I need to design a database schema for the following problem. Consider this simplified grammatical 'analysis' of some example phrase:
- 'Extraordinarily incompetent taxi-driver'
- Extra-₁ ordinari₂ -ly₃
- in-₁ competent₂
- taxi-₁ driv₂ -er₃
In this model a sentence consists of an array of words, and a word is made up of an array of word parts/morphemes. Relational databases are – as I am learning, notoriously – not very happy about arrays of arrays.
I see two solutions and am unsure how to make the right decision. The first, 'dirty' solution: a single intermediary table which links sentences with morphemes, and stores the array indices. Lots of identical entries in columns.
CREATE TABLE word ( -- pseudo-SQL
sentence_id FOREIGN KEY,
sentence_order INTEGER,
morpheme_id FOREIGN KEY,
morpheme_order INTEGER );
The second, 'clean' solution: Three (!) intermediary tables, probably slow and uncomfortable to use? Note how the word table only serves up IDs for the two foreign key tables to use.

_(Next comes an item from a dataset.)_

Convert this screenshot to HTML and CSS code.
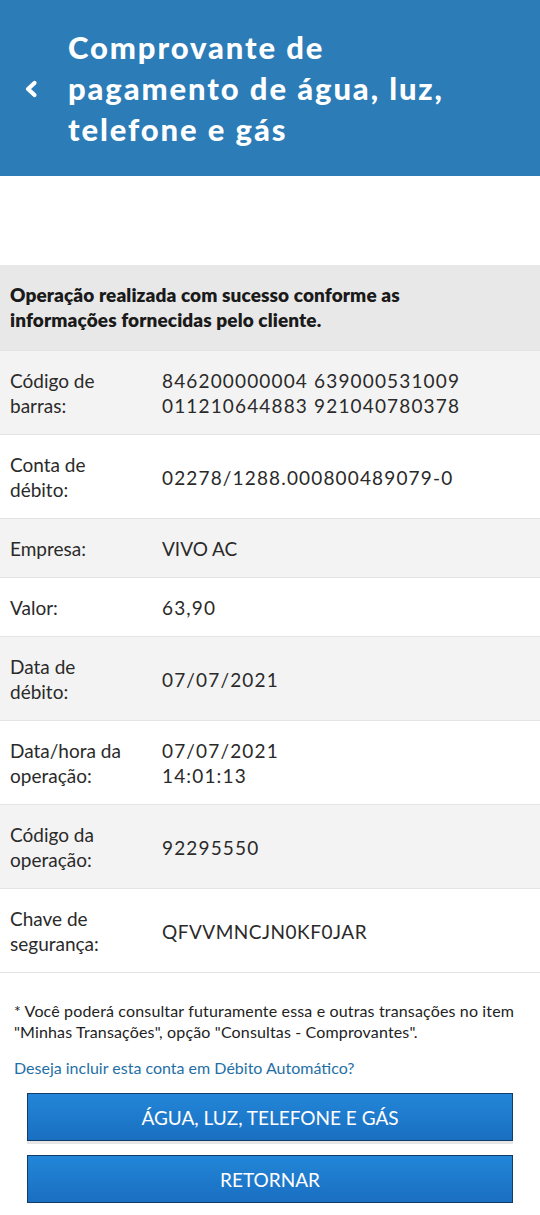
FILE: index.html
```html
<!DOCTYPE html>
<html lang="pt-BR">
<head>
<meta charset="utf-8">
<title>Comprovante</title>
<link rel="stylesheet" href="styles.css">
</head>
<body>
<header class="appbar">
  <button class="back" aria-label="Voltar">
    <svg width="16" height="20" viewBox="0 0 16 20"><path d="M11.5 4 L5 10 L11.5 16" fill="none" stroke="#fff" stroke-width="4.2" stroke-linecap="round" stroke-linejoin="round"/></svg>
  </button>
  <h1 class="title">Comprovante de pagamento de água, luz, telefone e gás</h1>
</header>
<div class="spacer"></div>
<div class="banner">Operação realizada com sucesso conforme as informações fornecidas pelo cliente.</div>
<div class="rows">
  <div class="row alt"><div class="label">Código de barras:</div><div class="value num">846200000004 639000531009 011210644883 921040780378</div></div>
  <div class="row"><div class="label">Conta de débito:</div><div class="value num">02278/1288.000800489079-0</div></div>
  <div class="row alt"><div class="label">Empresa:</div><div class="value">VIVO AC</div></div>
  <div class="row"><div class="label">Valor:</div><div class="value num">63,90</div></div>
  <div class="row alt"><div class="label">Data de débito:</div><div class="value num">07/07/2021</div></div>
  <div class="row"><div class="label">Data/hora da operação:</div><div class="value num">07/07/2021<br>14:01:13</div></div>
  <div class="row alt"><div class="label">Código da operação:</div><div class="value num">92295550</div></div>
  <div class="row"><div class="label">Chave de segurança:</div><div class="value key">QFVVMNCJN0KF0JAR</div></div>
</div>
<p class="note">* Você poderá consultar futuramente essa e outras transações no item "Minhas Transações", opção "Consultas - Comprovantes".</p>
<a class="link" href="#">Deseja incluir esta conta em Débito Automático?</a>
<div class="actions">
  <button class="btn">ÁGUA, LUZ, TELEFONE E GÁS</button>
  <button class="btn">RETORNAR</button>
</div>
</body>
</html>
```
FILE: styles.css
```css
* { box-sizing: border-box; }
body {
  margin: 0;
  background: #fff;
  font-family: "Lato", "Open Sans", sans-serif;
  color: #222;
}
.appbar {
  background: #2b7cb7;
  height: 176px;
  display: flex;
  align-items: center;
  padding-left: 23px;
}
.back {
  background: none;
  border: 0;
  padding: 0;
  width: 45px;
  display: flex;
  align-items: center;
  margin-top: 2px;
}
.title {
  margin: 0;
  color: #fff;
  font-size: 31px;
  line-height: 41px;
  font-weight: 900;
  width: 420px;
  letter-spacing: 1.9px;
}
.spacer { height: 89px; }
.banner {
  background: #e8e8e8;
  padding: 17px 60px 18px 10px;
  font-size: 19px;
  line-height: 25px;
  font-weight: 800;
  color: #1a1a1a;
  letter-spacing: 0.1px;
}
.row {
  display: flex;
  align-items: center;
  padding: 17px 10px 16px;
  border-bottom: 1px solid #e4e4e4;
  font-size: 19px;
  line-height: 25px;
  color: #2a2a2a;
}
.row:first-child { border-top: 1px solid #e4e4e4; }
.row.alt { background: #f4f3f3; }
.label { width: 152px; flex: none; padding-right: 30px; }
.value { flex: 1; }
.value.num { letter-spacing: 1.15px; }
.value.key { letter-spacing: 0.5px; }
.note {
  margin: 27px 14px 0 14px;
  font-size: 16px;
  line-height: 21px;
  color: #222;
  letter-spacing: 0.15px;
}
.link {
  display: block;
  margin: 15px 14px 0 14px;
  font-size: 16px;
  line-height: 21px;
  color: #1f6fa6;
  text-decoration: none;
}
.actions {
  display: flex;
  flex-direction: column;
  gap: 14px;
  padding: 15px 27px 0;
}
.btn {
  height: 48px;
  border: 1px solid #0f3d68;
  background: linear-gradient(#2286d8, #1a6fc1);
  color: #fff;
  font-family: inherit;
  font-size: 19px;
  box-shadow: 0 3px 0 #e6e6e6;
}
```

CREATE TABLE sentence_word (
sentence_id FOREIGN KEY,
word_id FOREIGN KEY,
order INTEGER );
CREATE TABLE word ( id );
CREATE TABLE morpheme_word (
morpheme_id INTEGER FOREIGN KEY,
word_id INTEGER FOREIGN KEY
order INTEGER );
I would normally prefer a clean solution but here the clean solution has a kludgy feel to it. I'm trying to do this with a web framework ORM, by the way (Django).